▸ SUPPLIED INFORMATION:
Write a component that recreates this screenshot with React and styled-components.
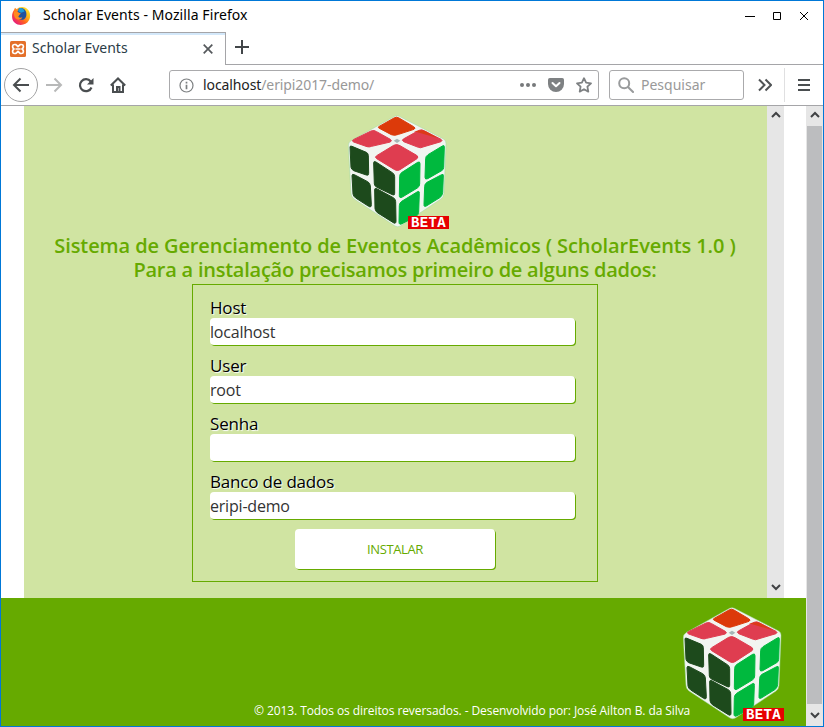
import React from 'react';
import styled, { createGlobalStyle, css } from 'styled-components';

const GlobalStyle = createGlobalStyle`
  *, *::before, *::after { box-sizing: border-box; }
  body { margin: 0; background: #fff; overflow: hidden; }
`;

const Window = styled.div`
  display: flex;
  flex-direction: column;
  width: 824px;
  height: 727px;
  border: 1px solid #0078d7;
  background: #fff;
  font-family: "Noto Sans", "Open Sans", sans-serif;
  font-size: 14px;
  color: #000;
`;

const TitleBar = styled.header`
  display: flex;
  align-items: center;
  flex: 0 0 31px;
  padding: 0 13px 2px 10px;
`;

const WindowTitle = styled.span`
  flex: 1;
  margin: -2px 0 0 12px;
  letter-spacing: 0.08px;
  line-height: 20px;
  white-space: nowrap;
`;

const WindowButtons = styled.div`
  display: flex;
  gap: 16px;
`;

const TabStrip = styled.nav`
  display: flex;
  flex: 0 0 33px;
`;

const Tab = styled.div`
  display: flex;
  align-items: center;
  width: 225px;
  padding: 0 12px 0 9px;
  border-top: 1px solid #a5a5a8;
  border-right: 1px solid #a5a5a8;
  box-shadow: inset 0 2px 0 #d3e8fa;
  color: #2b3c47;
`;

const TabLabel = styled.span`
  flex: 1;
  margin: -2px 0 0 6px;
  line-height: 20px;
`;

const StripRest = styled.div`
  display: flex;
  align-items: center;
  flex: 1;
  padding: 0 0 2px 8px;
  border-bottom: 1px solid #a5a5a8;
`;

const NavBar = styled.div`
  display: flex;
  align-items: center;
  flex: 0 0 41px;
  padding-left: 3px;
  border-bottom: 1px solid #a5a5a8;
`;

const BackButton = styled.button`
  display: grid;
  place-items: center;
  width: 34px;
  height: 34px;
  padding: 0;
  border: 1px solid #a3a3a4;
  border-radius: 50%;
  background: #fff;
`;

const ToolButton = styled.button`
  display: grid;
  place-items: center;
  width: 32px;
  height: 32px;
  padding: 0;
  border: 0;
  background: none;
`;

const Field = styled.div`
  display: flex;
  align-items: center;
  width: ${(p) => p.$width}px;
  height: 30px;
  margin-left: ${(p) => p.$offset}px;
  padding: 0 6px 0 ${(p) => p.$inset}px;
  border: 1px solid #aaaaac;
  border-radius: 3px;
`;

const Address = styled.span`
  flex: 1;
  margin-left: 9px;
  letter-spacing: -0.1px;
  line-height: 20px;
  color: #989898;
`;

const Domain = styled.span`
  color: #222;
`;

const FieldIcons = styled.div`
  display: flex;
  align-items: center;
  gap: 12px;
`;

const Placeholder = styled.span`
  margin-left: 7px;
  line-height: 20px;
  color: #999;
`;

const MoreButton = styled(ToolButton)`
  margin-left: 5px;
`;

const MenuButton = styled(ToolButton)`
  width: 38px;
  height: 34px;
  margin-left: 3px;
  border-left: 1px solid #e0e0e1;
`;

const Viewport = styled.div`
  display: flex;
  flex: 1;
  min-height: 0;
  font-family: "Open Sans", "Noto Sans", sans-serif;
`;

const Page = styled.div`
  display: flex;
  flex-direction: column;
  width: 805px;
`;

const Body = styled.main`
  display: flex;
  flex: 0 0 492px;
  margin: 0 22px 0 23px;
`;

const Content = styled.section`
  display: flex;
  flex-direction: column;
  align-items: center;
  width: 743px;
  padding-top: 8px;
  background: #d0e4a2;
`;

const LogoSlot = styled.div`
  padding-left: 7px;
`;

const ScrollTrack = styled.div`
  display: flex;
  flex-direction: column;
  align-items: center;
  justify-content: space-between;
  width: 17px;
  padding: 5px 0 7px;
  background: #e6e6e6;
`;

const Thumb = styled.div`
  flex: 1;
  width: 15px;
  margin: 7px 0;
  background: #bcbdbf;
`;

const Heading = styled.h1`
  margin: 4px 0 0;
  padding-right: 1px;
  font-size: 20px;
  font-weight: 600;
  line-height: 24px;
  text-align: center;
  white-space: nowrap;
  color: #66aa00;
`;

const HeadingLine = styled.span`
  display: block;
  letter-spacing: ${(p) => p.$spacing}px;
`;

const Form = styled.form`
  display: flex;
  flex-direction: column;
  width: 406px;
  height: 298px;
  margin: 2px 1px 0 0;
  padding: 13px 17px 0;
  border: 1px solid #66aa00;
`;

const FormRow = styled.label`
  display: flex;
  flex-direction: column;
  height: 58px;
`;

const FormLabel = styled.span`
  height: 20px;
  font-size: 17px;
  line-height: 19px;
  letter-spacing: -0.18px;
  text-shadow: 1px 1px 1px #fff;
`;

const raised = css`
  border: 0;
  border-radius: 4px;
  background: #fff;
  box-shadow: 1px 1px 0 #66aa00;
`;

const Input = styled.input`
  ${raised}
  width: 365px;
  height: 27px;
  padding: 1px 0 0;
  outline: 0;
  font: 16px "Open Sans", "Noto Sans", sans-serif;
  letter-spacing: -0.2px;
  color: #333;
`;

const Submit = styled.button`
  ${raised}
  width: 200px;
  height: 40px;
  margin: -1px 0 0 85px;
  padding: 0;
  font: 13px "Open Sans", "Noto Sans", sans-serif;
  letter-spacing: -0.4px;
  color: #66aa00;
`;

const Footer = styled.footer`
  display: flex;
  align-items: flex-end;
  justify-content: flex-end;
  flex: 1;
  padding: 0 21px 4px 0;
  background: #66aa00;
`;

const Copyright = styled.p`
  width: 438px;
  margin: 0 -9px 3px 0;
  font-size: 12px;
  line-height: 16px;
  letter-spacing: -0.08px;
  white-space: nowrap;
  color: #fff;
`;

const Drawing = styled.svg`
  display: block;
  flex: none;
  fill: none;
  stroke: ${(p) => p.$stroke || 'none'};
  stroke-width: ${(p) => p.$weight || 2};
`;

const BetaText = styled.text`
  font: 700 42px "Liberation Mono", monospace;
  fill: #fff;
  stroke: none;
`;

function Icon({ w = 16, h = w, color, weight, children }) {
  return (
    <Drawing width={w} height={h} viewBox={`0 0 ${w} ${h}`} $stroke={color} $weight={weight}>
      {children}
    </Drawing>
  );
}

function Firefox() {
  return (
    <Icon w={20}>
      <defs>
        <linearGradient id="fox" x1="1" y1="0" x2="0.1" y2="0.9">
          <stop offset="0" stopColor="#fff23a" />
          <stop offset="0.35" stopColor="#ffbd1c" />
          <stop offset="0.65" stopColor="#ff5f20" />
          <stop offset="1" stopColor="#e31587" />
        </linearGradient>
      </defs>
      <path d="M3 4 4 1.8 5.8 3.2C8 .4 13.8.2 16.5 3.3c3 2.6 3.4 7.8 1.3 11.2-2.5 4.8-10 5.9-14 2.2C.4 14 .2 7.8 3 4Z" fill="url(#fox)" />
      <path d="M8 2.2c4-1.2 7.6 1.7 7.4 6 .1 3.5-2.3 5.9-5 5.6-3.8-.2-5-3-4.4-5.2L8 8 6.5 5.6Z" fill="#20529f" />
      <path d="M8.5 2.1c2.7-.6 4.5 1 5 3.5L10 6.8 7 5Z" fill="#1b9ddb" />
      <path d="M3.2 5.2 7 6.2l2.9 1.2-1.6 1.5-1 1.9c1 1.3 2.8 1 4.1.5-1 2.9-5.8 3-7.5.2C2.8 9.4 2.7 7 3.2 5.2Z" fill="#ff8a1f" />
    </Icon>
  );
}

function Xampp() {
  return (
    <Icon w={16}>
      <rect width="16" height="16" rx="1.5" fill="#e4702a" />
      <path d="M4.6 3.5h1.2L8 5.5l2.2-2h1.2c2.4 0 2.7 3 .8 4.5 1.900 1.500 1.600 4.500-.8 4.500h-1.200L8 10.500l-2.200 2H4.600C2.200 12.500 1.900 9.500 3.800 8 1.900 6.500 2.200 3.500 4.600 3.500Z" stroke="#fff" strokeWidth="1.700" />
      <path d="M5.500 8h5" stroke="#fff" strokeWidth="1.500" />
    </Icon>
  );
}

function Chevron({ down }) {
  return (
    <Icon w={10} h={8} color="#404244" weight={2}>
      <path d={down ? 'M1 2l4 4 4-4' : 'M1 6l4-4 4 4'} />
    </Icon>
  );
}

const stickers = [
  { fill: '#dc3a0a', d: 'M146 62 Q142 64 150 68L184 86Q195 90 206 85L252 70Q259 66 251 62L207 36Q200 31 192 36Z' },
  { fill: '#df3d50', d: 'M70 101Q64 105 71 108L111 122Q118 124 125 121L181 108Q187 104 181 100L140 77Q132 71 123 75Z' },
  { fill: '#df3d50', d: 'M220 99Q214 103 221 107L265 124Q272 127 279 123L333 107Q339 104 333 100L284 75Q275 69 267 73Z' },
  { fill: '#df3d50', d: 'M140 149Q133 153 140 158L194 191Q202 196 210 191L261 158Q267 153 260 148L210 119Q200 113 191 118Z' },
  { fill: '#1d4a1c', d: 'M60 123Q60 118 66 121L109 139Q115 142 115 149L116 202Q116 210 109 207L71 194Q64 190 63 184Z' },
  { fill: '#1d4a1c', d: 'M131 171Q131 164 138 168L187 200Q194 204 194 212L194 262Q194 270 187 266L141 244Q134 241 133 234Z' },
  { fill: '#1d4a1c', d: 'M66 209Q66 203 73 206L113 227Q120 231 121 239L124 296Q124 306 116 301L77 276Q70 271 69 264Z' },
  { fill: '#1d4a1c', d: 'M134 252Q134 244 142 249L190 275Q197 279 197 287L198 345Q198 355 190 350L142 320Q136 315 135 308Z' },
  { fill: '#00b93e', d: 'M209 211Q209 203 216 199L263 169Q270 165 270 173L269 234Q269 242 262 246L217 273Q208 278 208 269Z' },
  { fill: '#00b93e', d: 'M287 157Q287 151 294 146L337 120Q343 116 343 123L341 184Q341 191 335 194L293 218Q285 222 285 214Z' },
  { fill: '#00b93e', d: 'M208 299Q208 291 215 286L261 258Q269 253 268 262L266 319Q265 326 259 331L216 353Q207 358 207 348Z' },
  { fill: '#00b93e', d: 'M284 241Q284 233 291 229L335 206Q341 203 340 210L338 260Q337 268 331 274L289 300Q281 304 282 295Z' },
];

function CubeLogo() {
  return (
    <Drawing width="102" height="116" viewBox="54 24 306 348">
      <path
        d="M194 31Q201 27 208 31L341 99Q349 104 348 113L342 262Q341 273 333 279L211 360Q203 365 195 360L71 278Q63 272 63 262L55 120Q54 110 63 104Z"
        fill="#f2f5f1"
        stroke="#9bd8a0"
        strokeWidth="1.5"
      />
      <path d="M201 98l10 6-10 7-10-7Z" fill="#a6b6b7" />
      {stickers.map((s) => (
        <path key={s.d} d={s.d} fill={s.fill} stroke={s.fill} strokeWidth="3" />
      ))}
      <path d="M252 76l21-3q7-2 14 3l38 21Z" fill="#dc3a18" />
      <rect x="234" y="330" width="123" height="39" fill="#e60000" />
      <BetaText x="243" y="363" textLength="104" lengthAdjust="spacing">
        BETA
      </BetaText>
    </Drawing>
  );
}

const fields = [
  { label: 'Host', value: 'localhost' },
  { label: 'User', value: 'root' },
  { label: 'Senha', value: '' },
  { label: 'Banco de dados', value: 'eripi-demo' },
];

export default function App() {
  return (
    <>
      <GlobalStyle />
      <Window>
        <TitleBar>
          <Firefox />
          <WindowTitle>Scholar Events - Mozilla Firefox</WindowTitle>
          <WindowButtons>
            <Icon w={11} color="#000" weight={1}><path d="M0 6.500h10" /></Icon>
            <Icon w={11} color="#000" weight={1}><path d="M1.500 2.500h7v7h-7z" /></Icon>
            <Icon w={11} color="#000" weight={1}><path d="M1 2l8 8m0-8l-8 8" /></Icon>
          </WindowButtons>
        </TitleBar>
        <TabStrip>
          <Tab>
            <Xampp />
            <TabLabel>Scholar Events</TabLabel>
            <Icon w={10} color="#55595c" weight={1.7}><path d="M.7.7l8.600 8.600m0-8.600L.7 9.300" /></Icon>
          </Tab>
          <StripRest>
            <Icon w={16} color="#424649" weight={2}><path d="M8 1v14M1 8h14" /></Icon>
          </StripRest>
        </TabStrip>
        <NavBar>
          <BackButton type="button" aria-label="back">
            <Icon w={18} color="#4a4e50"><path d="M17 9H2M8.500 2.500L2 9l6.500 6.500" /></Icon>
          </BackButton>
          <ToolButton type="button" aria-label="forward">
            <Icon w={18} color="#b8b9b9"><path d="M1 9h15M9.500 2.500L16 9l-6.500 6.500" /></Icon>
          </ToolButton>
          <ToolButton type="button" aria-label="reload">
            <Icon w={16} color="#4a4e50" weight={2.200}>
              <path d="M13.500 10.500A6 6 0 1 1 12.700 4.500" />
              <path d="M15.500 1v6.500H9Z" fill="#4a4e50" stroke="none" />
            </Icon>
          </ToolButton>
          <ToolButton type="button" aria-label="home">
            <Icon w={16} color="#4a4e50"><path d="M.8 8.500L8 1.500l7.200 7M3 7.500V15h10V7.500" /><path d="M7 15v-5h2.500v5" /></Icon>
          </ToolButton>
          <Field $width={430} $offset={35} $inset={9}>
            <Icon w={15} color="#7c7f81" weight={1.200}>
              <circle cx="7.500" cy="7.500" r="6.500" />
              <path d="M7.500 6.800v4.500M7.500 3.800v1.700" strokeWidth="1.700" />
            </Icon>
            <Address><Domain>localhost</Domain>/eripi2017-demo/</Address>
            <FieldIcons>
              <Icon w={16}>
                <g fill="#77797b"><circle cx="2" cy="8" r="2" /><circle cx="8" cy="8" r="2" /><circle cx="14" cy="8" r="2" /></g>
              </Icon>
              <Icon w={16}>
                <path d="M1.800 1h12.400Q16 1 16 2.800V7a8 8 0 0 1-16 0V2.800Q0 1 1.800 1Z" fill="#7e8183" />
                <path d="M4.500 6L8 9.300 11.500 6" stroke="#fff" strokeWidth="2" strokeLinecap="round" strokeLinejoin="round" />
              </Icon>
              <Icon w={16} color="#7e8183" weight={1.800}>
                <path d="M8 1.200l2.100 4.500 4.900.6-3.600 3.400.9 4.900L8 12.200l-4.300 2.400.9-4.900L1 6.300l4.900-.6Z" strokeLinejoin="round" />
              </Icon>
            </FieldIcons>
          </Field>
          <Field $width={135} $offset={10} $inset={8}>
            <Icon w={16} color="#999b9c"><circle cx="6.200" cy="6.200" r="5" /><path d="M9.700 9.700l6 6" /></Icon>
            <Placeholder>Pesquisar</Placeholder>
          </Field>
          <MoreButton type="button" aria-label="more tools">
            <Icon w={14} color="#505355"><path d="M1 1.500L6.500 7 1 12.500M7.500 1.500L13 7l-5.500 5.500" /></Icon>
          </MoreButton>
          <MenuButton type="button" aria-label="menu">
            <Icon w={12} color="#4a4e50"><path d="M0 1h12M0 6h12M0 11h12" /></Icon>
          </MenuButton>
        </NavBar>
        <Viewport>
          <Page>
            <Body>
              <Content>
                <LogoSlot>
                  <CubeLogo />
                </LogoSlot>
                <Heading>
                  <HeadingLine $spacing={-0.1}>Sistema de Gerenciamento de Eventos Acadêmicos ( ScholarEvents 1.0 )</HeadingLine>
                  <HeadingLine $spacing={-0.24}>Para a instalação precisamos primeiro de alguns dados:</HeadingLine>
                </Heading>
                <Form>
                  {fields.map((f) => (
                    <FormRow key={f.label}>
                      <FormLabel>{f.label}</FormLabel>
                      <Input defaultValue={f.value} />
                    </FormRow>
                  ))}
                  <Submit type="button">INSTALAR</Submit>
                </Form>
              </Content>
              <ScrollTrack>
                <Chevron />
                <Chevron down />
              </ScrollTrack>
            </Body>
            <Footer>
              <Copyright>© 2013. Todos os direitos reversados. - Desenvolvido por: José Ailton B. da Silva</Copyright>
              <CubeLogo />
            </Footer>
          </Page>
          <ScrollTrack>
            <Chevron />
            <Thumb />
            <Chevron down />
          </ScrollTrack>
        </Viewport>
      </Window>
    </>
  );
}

▸ PROBLEM TO WORK ON: Gather every line from the listing above in which "React" appears, and copy those lines.

▸ THE COMPLETED TASK:
Write a component that recreates this screenshot with React and styled-components.
import React from 'react';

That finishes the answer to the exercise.